So You Want To Be A Published Author?
If you’re like I was, starting to think about publishing is a little mind-boggling. You don’t know where to start, you don’t know what to do, and you don’t even know if you’re old enough to get published. Everything is foreign, and you don’t know where to turn for answers.
Luckily, publishing isn’t actually as complicated as it looks at first. For young writers, there is a legitimate concern in not feeling old enough, but in many cases excellent writing speaks for itself. If you’re good, you’re good and it doesn’t matter how old you are. Of course, competing with writers who have been at their craft for years puts young writers at a slight disadvantage. Even so, there are a few places that look specifically for young writers, and a ton of contests out there geared toward young people (meaning high school and below).
But as you grow in your writing life and career, it’s natural to want to branch out into other venues. And while novels and agents seem like the most likely duo, there’s one market a lot of burgeoning writers overlook: literary journals and magazines. The most important part of starting your professional writer career is building a portfolio (yes, even for you novelists), and that means getting a lot of publishing credits in a lot of places. It confirms your talented, marketable, and wanted and that will do wonders for future contacts about novels, collections, and other writing opportunities.
But still, where do you start? It’s easy to do basic research about writing a query/cover letter and sending to magazines, but here are my top 5 tips to starting your publishing journey:
1. Be Professional
Nothing is a bigger turnoff for agents or editors than a writer who doesn’t know what they’re doing. When you’re sending your work out you’re acting as someone trying to sell a product, but this doesn’t mean to use some sort of shtick to get your work attention. Nothing sells better than excellent writing and clear professionalism. When writing a query letter, learn and follow the basic format (which varies slightly between poetry, short fiction, and novels). In the end, it’s your writing – not your query letter – that’s going to get you noticed.
2. Know Your Market
The best way to get your work accepted somewhere is to submit to places that do what you do. If you write hardcore science fiction, don’t submit to an agent/journal looking for strictly literary fiction. If you write really flowering sweeping poetry, don’t submit to a magazine with a minimalist aesthetic. Agents, magazines, and journals all have a specific type of work they’re looking for, and you’ll be most successful if you send your stuff somewhere that publishes things similar to what you write. And the best way to find that out is to try to get your hands on copies of a journal, or look into other books/authors an agent has represented in the past.
3. Revise, Revise, Revise
While many agents will work with an author to get a manuscript looking right before sending it out to editors (who then may also work with the manuscript), magazines and journals take work on an as-is basis. The best advantage is to polish your work to its best and brightest before sending out (even novels benefit from this treatment before querying). This doesn’t mean you should anguish endlessly over every little detail, though. Get something looking good, and start sending it out. If you get back ten rejections, revise some more and try again.

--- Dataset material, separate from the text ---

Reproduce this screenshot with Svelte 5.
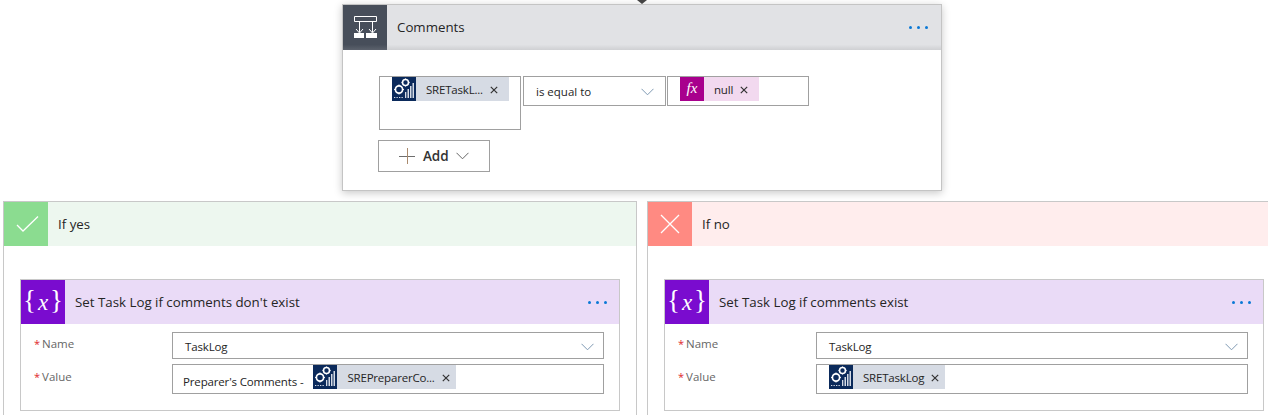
<script>
  const branches = [
    {
      kind: 'yes',
      label: 'If yes',
      title: "Set Task Log if comments don't exist",
      prefix: "Preparer's Comments -",
      token: 'SREPreparerCo...'
    },
    {
      kind: 'no',
      label: 'If no',
      title: 'Set Task Log if comments exist',
      prefix: '',
      token: 'SRETaskLog'
    }
  ];
</script>

{#snippet gears()}
  <svg class="token-icon" viewBox="0 0 24 24" aria-hidden="true">
    <rect width="24" height="24" fill="#0b2a5b" />
    <g fill="none" stroke="#fff">
      <circle cx="7" cy="12.500" r="3.600" stroke-width="1.700" />
      <circle cx="13.500" cy="5.500" r="3" stroke-width="1.600" />
      <path d="M7 7.600v1.200M7 16.200v1.200M2.100 12.500h1.200M10.700 12.500h1.200M13.500 1.500v1.100M13.500 8.400v1.100M9.500 5.500h1.100M16.500 5.500h1.100" stroke-width="1.100" />
    </g>
    <g fill="#d5dbe6">
      <rect x="13" y="15" width="1.300" height="6" />
      <rect x="15.500" y="12" width="1.500" height="9" />
      <rect x="18" y="9" width="1.500" height="12" />
      <rect x="20.500" y="6" width="1.500" height="15" />
      <rect x="2" y="20" width="1.300" height="1" />
      <rect x="4.500" y="20" width="1.300" height="1" />
      <rect x="7" y="20" width="1.300" height="1" />
      <rect x="9.500" y="20" width="1.300" height="1" />
    </g>
  </svg>
{/snippet}

{#snippet chevron()}
  <svg class="chevron" viewBox="0 0 13 8" aria-hidden="true">
    <path d="M.5.8 6.500 6.800 12.500.8" fill="none" stroke="#7f99b3" />
  </svg>
{/snippet}

{#snippet dots()}
  <div class="dots"><i></i><i></i><i></i></div>
{/snippet}

{#snippet close()}
  <svg class="close" viewBox="0 0 8 8" aria-hidden="true">
    <path d="M.8.8 7.200 7.200M7.200.8.800 7.200" fill="none" stroke="#333" stroke-width="1.200" />
  </svg>
{/snippet}

<div class="page">
  <div class="junction"></div>

  <section class="condition">
    <header class="cond-head">
      <div class="cond-icon">
        <svg viewBox="0 0 44 45" width="44" height="45" aria-hidden="true">
          <path d="M11.500 11.500h22v5h-22zM16.500 17v10M29.500 17v10M13 24l3.500 4 3.500-4M26 24l3.500 4 3.500-4" fill="none" stroke="#fff" />
          <path d="M11 28h10v5H11zM23 28h11v5H23z" fill="#fff" />
        </svg>
      </div>
      <span class="head-title">Comments</span>
      {@render dots()}
    </header>
    <div class="cond-body">
      <div class="cond-row">
        <div class="box box-left">
          <div class="token wide">
            {@render gears()}
            <span class="token-text">SRETaskL...</span>
            {@render close()}
          </div>
        </div>
        <div class="box box-op">
          <span>is equal to</span>
          {@render chevron()}
        </div>
        <div class="box box-right">
          <div class="token fx">
            <span class="fx-icon">fx</span>
            <span class="token-text">null</span>
            {@render close()}
          </div>
        </div>
      </div>
      <button class="add">
        <svg viewBox="0 0 16 16" width="16" height="16" aria-hidden="true">
          <path d="M0 8.500h16" stroke="#6e6e6e" />
          <path d="M8.500 0v16" stroke="#a98a6d" />
        </svg>
        <span>Add</span>
        <svg class="add-chevron" viewBox="0 0 13 8" aria-hidden="true">
          <path d="M.5.8 6.500 6.800 12.500.8" fill="none" stroke="#666" />
        </svg>
      </button>
    </div>
  </section>

  <div class="branches">
    {#each branches as b (b.kind)}
      <section class="branch {b.kind}">
        <header class="branch-head">
          <div class="branch-icon">
            <svg viewBox="0 0 44 44" width="44" height="44" aria-hidden="true">
              {#if b.kind === 'yes'}
                <path d="M13 23l6 6 15-14.500" fill="none" stroke="#fff" stroke-width="1.300" />
              {:else}
                <path d="M13 13l18 18M31 13 13 31" fill="none" stroke="#fff" stroke-width="1.300" />
              {/if}
            </svg>
          </div>
          <span class="head-title">{b.label}</span>
        </header>
        <div class="branch-body">
          <div class="card">
            <header class="card-head">
              <div class="var-icon"><span>&#123;</span><em>x</em><span>&#125;</span></div>
              <span class="head-title">{b.title}</span>
              {@render dots()}
            </header>
            <div class="card-form">
              <div class="label"><b>*</b>Name</div>
              <div class="box field name-field">
                <span>TaskLog</span>
                {@render chevron()}
              </div>
              <div class="label value-label"><b>*</b>Value</div>
              <div class="box field value-field" class:has-prefix={b.prefix}>
                {#if b.prefix}<span class="prefix">{b.prefix}</span>{/if}
                <div class="token">
                  {@render gears()}
                  <span class="token-text">{b.token}</span>
                  {@render close()}
                </div>
              </div>
            </div>
          </div>
        </div>
      </section>
    {/each}
  </div>
</div>

<style>
  :global(body) {
    background: #fff;
  }

  .page {
    position: relative;
    width: 1268px;
    height: 415px;
    overflow: hidden;
    font-family: "Open Sans", "Noto Sans", sans-serif;
    color: #252525;
    padding-top: 4px;
    box-sizing: border-box;
  }

  .junction {
    position: absolute;
    left: 637px;
    top: 0;
    width: 0;
    height: 0;
    border-left: 5px solid transparent;
    border-right: 5px solid transparent;
    border-top: 4px solid #444;
  }

  .head-title {
    font-size: 13.300px;
    margin-left: 10px;
    white-space: nowrap;
  }

  .dots {
    display: flex;
    gap: 5px;
    margin-left: auto;
  }

  .dots i {
    display: block;
    width: 3px;
    height: 3px;
    border-radius: 50%;
    background: #0a78d6;
  }

  .condition {
    width: 600px;
    height: 187px;
    margin-left: 342px;
    box-sizing: border-box;
    border: 1px solid #c4c4c4;
    box-shadow: 0 2px 8px rgba(0, 0, 0, 0.22);
    background: #fff;
  }

  .cond-head {
    display: flex;
    align-items: center;
    height: 45px;
    padding-right: 13px;
    background: linear-gradient(#e1e2e5 88%, #cfd0d3);
  }

  .cond-head .head-title {
    margin-bottom: 2px;
  }

  .cond-icon {
    width: 44px;
    height: 45px;
    background: linear-gradient(#474e5a 88%, #5c626d);
  }

  .cond-icon svg {
    display: block;
  }

  .cond-body {
    padding: 26px 0 0 35px;
  }

  .cond-row {
    display: flex;
    align-items: flex-start;
    gap: 1px;
    margin-left: 1px;
  }

  .box {
    display: flex;
    box-sizing: border-box;
    border: 1px solid #a0a0a0;
    background: #fff;
    font-size: 11.500px;
    letter-spacing: -0.150px;
  }

  .box-left {
    width: 142px;
    height: 54px;
    padding-left: 12px;
    margin-right: 1px;
  }

  .box-op {
    width: 143px;
    height: 30px;
    align-items: center;
    justify-content: space-between;
    padding: 1px 11px 0 12px;
    letter-spacing: 0;
  }

  .box-right {
    width: 142px;
    height: 30px;
    padding-left: 12px;
  }

  .token {
    display: flex;
    align-items: center;
    height: 24px;
    padding-right: 6px;
    background: #d6dbe4;
    font-size: 11.500px;
    letter-spacing: -0.200px;
    white-space: nowrap;
  }

  .token.wide {
    padding-right: 11px;
  }

  .token-icon {
    display: block;
    width: 24px;
    height: 24px;
  }

  .token-text {
    margin-left: 10px;
  }

  .close {
    display: block;
    width: 8px;
    height: 8px;
    margin-left: 7px;
    margin-top: 2px;
  }

  .token.fx {
    background: #f2d9ef;
    padding-right: 11px;
  }

  .fx-icon {
    display: block;
    width: 24px;
    height: 24px;
    background: #a8008d;
    color: #fff;
    font: italic 15px/23px "Liberation Serif", serif;
    text-align: center;
    letter-spacing: 0;
  }

  .chevron {
    display: block;
    width: 13px;
    height: 8px;
  }

  .add {
    display: flex;
    align-items: center;
    width: 112px;
    height: 32px;
    margin-top: 10px;
    padding: 0 0 0 20px;
    box-sizing: border-box;
    border: 1px solid #a0a0a0;
    background: #fff;
    color: #333;
    font-family: inherit;
    font-size: 13.500px;
    font-weight: 600;
    letter-spacing: -0.100px;
  }

  .add span {
    margin-left: 8px;
  }

  .add-chevron {
    width: 13px;
    height: 8px;
    margin-left: 8px;
  }

  .branches {
    display: flex;
    gap: 10px;
    margin: 10px 0 0 3px;
  }

  .branch {
    flex: 0 0 634px;
    height: 240px;
    box-sizing: border-box;
    border: 1px solid #c8c8c8;
  }

  .branch-head {
    display: flex;
    align-items: center;
    height: 44px;
  }

  .branch-icon {
    width: 44px;
    height: 44px;
  }

  .branch-icon svg {
    display: block;
  }

  .yes .branch-head {
    background: #edf7ef;
  }

  .yes .branch-icon {
    background: #8bdc90;
  }

  .no .branch-head {
    background: #ffeded;
  }

  .no .branch-icon {
    background: #ff8a82;
  }

  .branch-body {
    padding: 33px 0 0 16px;
  }

  .card {
    width: 600px;
    height: 132px;
    box-sizing: border-box;
    border: 1px solid #c8c8c8;
  }

  .card-head {
    display: flex;
    align-items: center;
    height: 44px;
    padding-right: 12px;
    background: #eadbf7;
  }

  .var-icon {
    display: flex;
    align-items: center;
    justify-content: center;
    width: 44px;
    height: 44px;
    background: #7a0ccf;
    color: #fff;
    font-family: "Liberation Serif", serif;
    font-size: 27px;
    line-height: 1;
  }

  .var-icon span {
    margin-top: -3px;
  }

  .var-icon em {
    font-size: 23px;
    margin: 0 2px;
  }

  .card-form {
    display: grid;
    grid-template-columns: 151px 432px;
    grid-template-rows: 27px 30px;
    row-gap: 5px;
    padding-top: 8px;
  }

  .label {
    padding: 4px 0 0 13px;
    font-size: 11.500px;
    color: #666;
  }

  .value-label {
    padding-top: 5px;
  }

  .label b {
    color: #e0272b;
    font-weight: 400;
    font-size: 11px;
    margin-right: 2px;
  }

  .field {
    align-items: center;
  }

  .name-field {
    justify-content: space-between;
    padding: 2px 9px 0 12px;
  }

  .value-field {
    align-items: flex-start;
    padding-left: 12px;
  }

  .value-field.has-prefix {
    padding-left: 10px;
  }

  .prefix {
    margin: 9px 10px 0 0;
    white-space: nowrap;
  }
</style>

4. Submit a Lot, Submit Everywhere
Submitting to one venue at a time is a great way to waste time. No matter what you’re submitting, it’s always going to pay off to find 5-10 journals, agents, etc and submit to them all at once. Of course, it’s courteous to let them know the work is under consideration in other places (this is called a simultaneous submission), and obviously to inform anyone you’ve submitted to if the piece is taken elsewhere. But be clear on the submission guidelines before you submit; not everywhere takes simultaneous submissions (and generally, I think everywhere ought to take simultaneous submissions and avoid the ones that don’t on principal).
5. Keep Trying, Keep Learning
Don’t get discouraged if you get rejected from one, ten, or however many places before getting that final acceptance. Even the greatest writers get rejected, and one acceptance doesn’t guarantee everything you submit in the future will be eagerly accepted as well. Being a writer is an amazing experience because we’re all growing, always learning and improving. You don’t get better without practice, and you don’t get published without trying. So keep writing, and go for it.